**Work to be completed:**
Restate the data below word for word. Skip any images it contains.

**Dataset excerpt:**
* * * *

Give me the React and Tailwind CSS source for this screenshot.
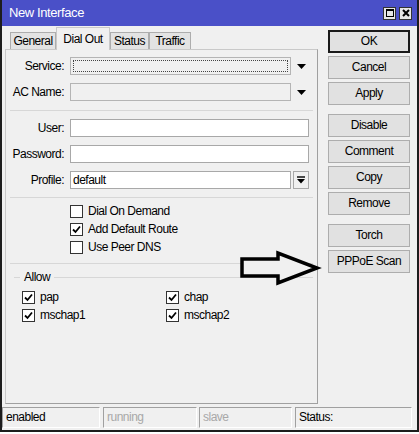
import { useState } from "react";

const font = "font-['Liberation_Sans',Arial,sans-serif] text-[12px] tracking-[-0.5px]";

function Check({ checked }) {
  return (
    <span className="flex h-[13px] w-[13px] shrink-0 items-center justify-center border border-[#333] bg-white">
      {checked && (
        <svg width="9" height="9" viewBox="0 0 9 9">
          <path d="M1 4.5 L3.5 7 L8 1.5" fill="none" stroke="#000" strokeWidth="1.8" />
        </svg>
      )}
    </span>
  );
}

function CheckRow({ label, checked, className = "" }) {
  return (
    <div className={"flex h-[13px] items-center gap-[5px] " + className}>
      <Check checked={checked} />
      <span className="leading-[13px]">{label}</span>
    </div>
  );
}

function Field({ label, children, className = "" }) {
  return (
    <div className={"flex h-[18px] items-center " + className}>
      <span className="w-[58px] text-right leading-[18px]">{label}</span>
      {children}
    </div>
  );
}

function DownTriangle() {
  return (
    <svg width="9" height="5" viewBox="0 0 9 5" className="ml-[6px]">
      <path d="M0 0 H9 L4.5 5 Z" fill="#000" />
    </svg>
  );
}

function Separator({ className = "" }) {
  return <div className={"mx-[4px] h-px bg-[#d7d7d7] " + className} />;
}

function SideButton({ children, primary, className = "" }) {
  return (
    <button
      className={
        "h-[23px] w-[82px] bg-[#e1e1e1] text-center leading-[19px] " +
        (primary ? "border-2 border-[#1a1a1a] " : "border border-[#adadad] ") +
        className
      }
    >
      {children}
    </button>
  );
}

function StatusCell({ children, width, dim }) {
  return (
    <div
      className={
        "h-[21px] border border-l-[#a0a0a0] border-t-[#a0a0a0] border-b-white border-r-white pl-[3px] leading-[19px] " +
        width +
        (dim ? " text-[#a8a8a8]" : " text-black")
      }
    >
      {children}
    </div>
  );
}

export default function App() {
  const [tab, setTab] = useState("Dial Out");
  const tabs = [
    { name: "General", w: "w-[46px]" },
    { name: "Dial Out", w: "w-[54px]" },
    { name: "Status", w: "w-[39px]" },
    { name: "Traffic", w: "w-[42px]" },
  ];

  return (
    <div className={"relative h-[434px] w-[419px] bg-white " + font}>
      <div className="flex h-[432px] w-[419px] flex-col border-x-2 border-b-2 border-[#1d1d1d] bg-[#f0f0f0]">
        {/* title bar */}
        <div className="flex h-[26px] shrink-0 items-center bg-[#4a50c8] pl-[7px] pr-[5px] text-white">
          <span className="flex-1 text-[13px] tracking-[-0.4px]">New Interface</span>
          <div className="flex h-[13px] w-[13px] items-center justify-center border border-[#333] bg-[#e6e6e6]">
            <div className="h-[8px] w-[8px] border border-black border-t-2" />
          </div>
          <div className="ml-[3px] flex h-[13px] w-[13px] items-center justify-center border border-[#333] bg-[#e6e6e6]">
            <svg width="8" height="8" viewBox="0 0 8 8">
              <path d="M1 1 L7 7 M7 1 L1 7" stroke="#000" strokeWidth="2" />
            </svg>
          </div>
        </div>

        <div className="flex flex-1 pl-[3px]">
          {/* tabs + panel */}
          <div className="flex w-[313px] flex-col">
            <div className="flex h-[23px] items-end pl-[5px]">
              {tabs.map((t) => {
                const active = t.name === tab;
                return (
                  <button
                    key={t.name}
                    onClick={() => setTab(t.name)}
                    className={
                      t.w +
                      " relative text-center " +
                      (active
                        ? "z-10 -mb-px h-[23px] border border-b-0 border-[#c9c9c9] bg-[#f0f0f0] leading-[18px]"
                        : "h-[17px] border border-b-0 border-[#adadad] bg-[#e3e3e3] leading-[16px]")
                    }
                  >
                    {t.name}
                  </button>
                );
              })}
            </div>

            <div className="h-[355px] border border-[#c9c9c9] border-r-[#a0a0a0] border-b-[#a0a0a0] pt-[7px]">
              <Field label="Service:">
                <div className="ml-[6px] flex h-[18px] w-[221px] items-center border border-[#b4b4b4] bg-[#f0f0f0] p-[2px]">
                  <div className="h-full w-full border border-dotted border-[#444]" />
                </div>
                <DownTriangle />
              </Field>
              <Field label="AC Name:" className="mt-[8px]">
                <div className="ml-[6px] h-[18px] w-[221px] border border-[#b4b4b4] bg-[#f0f0f0]" />
                <DownTriangle />
              </Field>

              <Separator className="mt-[9px]" />

              <Field label="User:" className="mt-[8px]">
                <div className="ml-[6px] h-[18px] w-[239px] border border-[#a8a8a8] bg-white" />
              </Field>
              <Field label="Password:" className="mt-[8px]">
                <div className="ml-[6px] h-[18px] w-[239px] border border-[#a8a8a8] bg-white" />
              </Field>
              <Field label="Profile:" className="mt-[8px]">
                <div className="ml-[6px] h-[18px] w-[221px] border border-[#a8a8a8] bg-white pl-[2px] leading-[16px]">
                  default
                </div>
                <div className="ml-[2px] flex h-[18px] w-[16px] items-center justify-center border border-[#a8a8a8] bg-[#f0f0f0]">
                  <svg width="8" height="8" viewBox="0 0 8 8">
                    <path d="M0 1 H8" stroke="#000" strokeWidth="1.4" />
                    <path d="M0 3 H8 L4 7.5 Z" fill="#000" />
                  </svg>
                </div>
              </Field>

              <Separator className="mt-[8px]" />

              <div className="flex flex-col gap-[5px] pl-[64px] pt-[7px]">
                <CheckRow label="Dial On Demand" />
                <CheckRow label="Add Default Route" checked />
                <CheckRow label="Use Peer DNS" />
              </div>

              <Separator className="mt-[9px]" />

              {/* Allow group */}
              <div className="mt-[7px] flex h-[13px] items-center pl-[8px] pr-[4px]">
                <div className="h-px w-[6px] bg-[#d7d7d7]" />
                <span className="px-[4px] leading-[13px]">Allow</span>
                <div className="h-px flex-1 bg-[#d7d7d7]" />
              </div>
              <div className="mt-[7px] grid grid-cols-[144px_1fr] gap-y-[5px] pl-[16px]">
                <CheckRow label="pap" checked />
                <CheckRow label="chap" checked />
                <CheckRow label="mschap1" checked />
                <CheckRow label="mschap2" checked />
              </div>
            </div>
          </div>

          {/* action buttons */}
          <div className="ml-[10px] flex flex-col pt-[4px]">
            <SideButton primary>OK</SideButton>
            <SideButton className="mt-[3px]">Cancel</SideButton>
            <SideButton className="mt-[3px]">Apply</SideButton>
            <SideButton className="mt-[9px]">Disable</SideButton>
            <SideButton className="mt-[3px]">Comment</SideButton>
            <SideButton className="mt-[3px]">Copy</SideButton>
            <SideButton className="mt-[3px]">Remove</SideButton>
            <SideButton className="mt-[9px]">Torch</SideButton>
            <SideButton className="mt-[3px]">PPPoE Scan</SideButton>
          </div>
        </div>

        {/* status bar */}
        <div className="mb-[2px] mt-[3px] flex items-center">
          <StatusCell width="w-[98px]">enabled</StatusCell>
          <div className="w-[3px]" />
          <StatusCell width="w-[94px]" dim>running</StatusCell>
          <div className="w-[2px]" />
          <StatusCell width="w-[93px]" dim>slave</StatusCell>
          <div className="w-[3px]" />
          <StatusCell width="w-[117px]">Status:</StatusCell>
        </div>
      </div>

      {/* pointer arrow */}
      <svg
        className="absolute left-[238px] top-[249px]"
        width="84"
        height="40"
        viewBox="238 249 84 40"
      >
        <path
          d="M242 259 H278 V253 L317 268 L278 283 V276 H242 Z"
          fill="#f0f0f0"
          stroke="#000"
          strokeWidth="3.5"
          strokeLinejoin="miter"
        />
      </svg>
    </div>
  );
}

* * * *

**Output:**
Give me the React and Tailwind CSS source for this screenshot.
import { useState } from "react";

const font = "font-['Liberation_Sans',Arial,sans-serif] text-[12px] tracking-[-0.5px]";

function Check({ checked }) {
  return (
    <span className="flex h-[13px] w-[13px] shrink-0 items-center justify-center border border-[#333] bg-white">
      {checked && (
        <svg width="9" height="9" viewBox="0 0 9 9">
          <path d="M1 4.5 L3.5 7 L8 1.5" fill="none" stroke="#000" strokeWidth="1.8" />
        </svg>
      )}
    </span>
  );
}

function CheckRow({ label, checked, className = "" }) {
  return (
    <div className={"flex h-[13px] items-center gap-[5px] " + className}>
      <Check checked={checked} />
      <span className="leading-[13px]">{label}</span>
    </div>
  );
}

function Field({ label, children, className = "" }) {
  return (
    <div className={"flex h-[18px] items-center " + className}>
      <span className="w-[58px] text-right leading-[18px]">{label}</span>
      {children}
    </div>
  );
}

function DownTriangle() {
  return (
    <svg width="9" height="5" viewBox="0 0 9 5" className="ml-[6px]">
      <path d="M0 0 H9 L4.5 5 Z" fill="#000" />
    </svg>
  );
}

function Separator({ className = "" }) {
  return <div className={"mx-[4px] h-px bg-[#d7d7d7] " + className} />;
}

function SideButton({ children, primary, className = "" }) {
  return (
    <button
      className={
        "h-[23px] w-[82px] bg-[#e1e1e1] text-center leading-[19px] " +
        (primary ? "border-2 border-[#1a1a1a] " : "border border-[#adadad] ") +
        className
      }
    >
      {children}
    </button>
  );
}

function StatusCell({ children, width, dim }) {
  return (
    <div
      className={
        "h-[21px] border border-l-[#a0a0a0] border-t-[#a0a0a0] border-b-white border-r-white pl-[3px] leading-[19px] " +
        width +
        (dim ? " text-[#a8a8a8]" : " text-black")
      }
    >
      {children}
    </div>
  );
}

export default function App() {
  const [tab, setTab] = useState("Dial Out");
  const tabs = [
    { name: "General", w: "w-[46px]" },
    { name: "Dial Out", w: "w-[54px]" },
    { name: "Status", w: "w-[39px]" },
    { name: "Traffic", w: "w-[42px]" },
  ];

  return (
    <div className={"relative h-[434px] w-[419px] bg-white " + font}>
      <div className="flex h-[432px] w-[419px] flex-col border-x-2 border-b-2 border-[#1d1d1d] bg-[#f0f0f0]">
        {/* title bar */}
        <div className="flex h-[26px] shrink-0 items-center bg-[#4a50c8] pl-[7px] pr-[5px] text-white">
          <span className="flex-1 text-[13px] tracking-[-0.4px]">New Interface</span>
          <div className="flex h-[13px] w-[13px] items-center justify-center border border-[#333] bg-[#e6e6e6]">
            <div className="h-[8px] w-[8px] border border-black border-t-2" />
          </div>
          <div className="ml-[3px] flex h-[13px] w-[13px] items-center justify-center border border-[#333] bg-[#e6e6e6]">
            <svg width="8" height="8" viewBox="0 0 8 8">
              <path d="M1 1 L7 7 M7 1 L1 7" stroke="#000" strokeWidth="2" />
            </svg>
          </div>
        </div>

        <div className="flex flex-1 pl-[3px]">
          {/* tabs + panel */}
          <div className="flex w-[313px] flex-col">
            <div className="flex h-[23px] items-end pl-[5px]">
              {tabs.map((t) => {
                const active = t.name === tab;
                return (
                  <button
                    key={t.name}
                    onClick={() => setTab(t.name)}
                    className={
                      t.w +
                      " relative text-center " +
                      (active
                        ? "z-10 -mb-px h-[23px] border border-b-0 border-[#c9c9c9] bg-[#f0f0f0] leading-[18px]"
                        : "h-[17px] border border-b-0 border-[#adadad] bg-[#e3e3e3] leading-[16px]")
                    }
                  >
                    {t.name}
                  </button>
                );
              })}
            </div>

            <div className="h-[355px] border border-[#c9c9c9] border-r-[#a0a0a0] border-b-[#a0a0a0] pt-[7px]">
              <Field label="Service:">
                <div className="ml-[6px] flex h-[18px] w-[221px] items-center border border-[#b4b4b4] bg-[#f0f0f0] p-[2px]">
                  <div className="h-full w-full border border-dotted border-[#444]" />
                </div>
                <DownTriangle />
              </Field>
              <Field label="AC Name:" className="mt-[8px]">
                <div className="ml-[6px] h-[18px] w-[221px] border border-[#b4b4b4] bg-[#f0f0f0]" />
                <DownTriangle />
              </Field>

              <Separator className="mt-[9px]" />

              <Field label="User:" className="mt-[8px]">
                <div className="ml-[6px] h-[18px] w-[239px] border border-[#a8a8a8] bg-white" />
              </Field>
              <Field label="Password:" className="mt-[8px]">
                <div className="ml-[6px] h-[18px] w-[239px] border border-[#a8a8a8] bg-white" />
              </Field>
              <Field label="Profile:" className="mt-[8px]">
                <div className="ml-[6px] h-[18px] w-[221px] border border-[#a8a8a8] bg-white pl-[2px] leading-[16px]">
                  default
                </div>
                <div className="ml-[2px] flex h-[18px] w-[16px] items-center justify-center border border-[#a8a8a8] bg-[#f0f0f0]">
                  <svg width="8" height="8" viewBox="0 0 8 8">
                    <path d="M0 1 H8" stroke="#000" strokeWidth="1.4" />
                    <path d="M0 3 H8 L4 7.5 Z" fill="#000" />
                  </svg>
                </div>
              </Field>

              <Separator className="mt-[8px]" />

              <div className="flex flex-col gap-[5px] pl-[64px] pt-[7px]">
                <CheckRow label="Dial On Demand" />
                <CheckRow label="Add Default Route" checked />
                <CheckRow label="Use Peer DNS" />
              </div>

              <Separator className="mt-[9px]" />

              {/* Allow group */}
              <div className="mt-[7px] flex h-[13px] items-center pl-[8px] pr-[4px]">
                <div className="h-px w-[6px] bg-[#d7d7d7]" />
                <span className="px-[4px] leading-[13px]">Allow</span>
                <div className="h-px flex-1 bg-[#d7d7d7]" />
              </div>
              <div className="mt-[7px] grid grid-cols-[144px_1fr] gap-y-[5px] pl-[16px]">
                <CheckRow label="pap" checked />
                <CheckRow label="chap" checked />
                <CheckRow label="mschap1" checked />
                <CheckRow label="mschap2" checked />
              </div>
            </div>
          </div>

          {/* action buttons */}
          <div className="ml-[10px] flex flex-col pt-[4px]">
            <SideButton primary>OK</SideButton>
            <SideButton className="mt-[3px]">Cancel</SideButton>
            <SideButton className="mt-[3px]">Apply</SideButton>
            <SideButton className="mt-[9px]">Disable</SideButton>
            <SideButton className="mt-[3px]">Comment</SideButton>
            <SideButton className="mt-[3px]">Copy</SideButton>
            <SideButton className="mt-[3px]">Remove</SideButton>
            <SideButton className="mt-[9px]">Torch</SideButton>
            <SideButton className="mt-[3px]">PPPoE Scan</SideButton>
          </div>
        </div>

        {/* status bar */}
        <div className="mb-[2px] mt-[3px] flex items-center">
          <StatusCell width="w-[98px]">enabled</StatusCell>
          <div className="w-[3px]" />
          <StatusCell width="w-[94px]" dim>running</StatusCell>
          <div className="w-[2px]" />
          <StatusCell width="w-[93px]" dim>slave</StatusCell>
          <div className="w-[3px]" />
          <StatusCell width="w-[117px]">Status:</StatusCell>
        </div>
      </div>

      {/* pointer arrow */}
      <svg
        className="absolute left-[238px] top-[249px]"
        width="84"
        height="40"
        viewBox="238 249 84 40"
      >
        <path
          d="M242 259 H278 V253 L317 268 L278 283 V276 H242 Z"
          fill="#f0f0f0"
          stroke="#000"
          strokeWidth="3.5"
          strokeLinejoin="miter"
        />
      </svg>
    </div>
  );
}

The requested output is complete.